Yukari Kane’s new book about Apple post-Steve Jobs, Haunted Empire, is still a few weeks away, but it’s already beginning to pick up press coverage.
A recent video interview with Kane for the Wall Street Journal sheds a bit of light on her research methods as she describes her efforts to find out more about Tim Cook.
Referring to Apple’s CEO as “still an enigma to me,” Kane describes visiting Cook’s hometown and speaking with friends and former teachers to try and find out more about Apple’s soft-spoken CEO.
Interestingly she notes that, despite often being described as born in Robertsdale, Alabama (as can be seen on Cook’s Wikipedia page), her research suggests that Cook’s family actually moved down from Pensacola, Florida when Cook was young — throwing his place of birth into question.
When it comes to discovering what motivates Cook, however, Kane acknowledges that, “If you [ask me] what makes him tick, I still don’t know.”
The interview also sees her discuss the challenges of being an Apple supplier: stating that, where previously Apple’s business growth made up for its tough demands, as sales have flattened, suppliers are less willing to “break their backs working for diminished reward.”
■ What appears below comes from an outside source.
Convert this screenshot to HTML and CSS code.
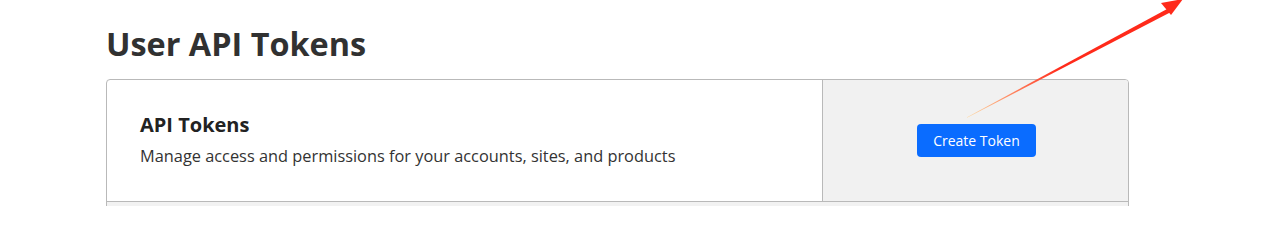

At the end of the interview, Kane is asked whether Apple has lost its touch, to which she responds:
“You know, I think the answer is obvious to me. You know, the answer has got to be yes. This is a company who revolved around Steve Jobs for so long, that was something that Jobs himself went out of his way to make sure of. And the people [at Apple] are conditioned to operate, to play off of his strengths and weaknesses, and so now you’ve got a completely opposite guy in Tim Cook, who is, I think, brilliant in many ways, but in different ways. And so they’re going through some growing pains from that.
But also what I’m really pointing out is just that Apple is just as mortal as every other company. Any company or business will go through a transition whenever their visionary founder dies. And there are a lot of challenges that you commonly face: motivation, innovation, especially if you’re as successful as Apple. How do you keep people motivated when everyone’s achieved success, or when you’ve changed the world several times over? What’s the next reward that will keep people wanting to work for them? So, anything could still happen.”
While it will be interesting to see what details Kane has been able to unearth about Apple and Tim Cook, the interview does nothing to counter early criticisms that the book may be founded on a false premise: the all-too-familiar Apple failure narrative. Kane’s comments about Apple’s challenges as a company are not wrong in pointing out that a) Tim Cook is different to Steve Jobs and that b) companies built around iconic founders tend to go through a period of restructuring after their departure — but this is not the same as claiming that Apple has lost its touch.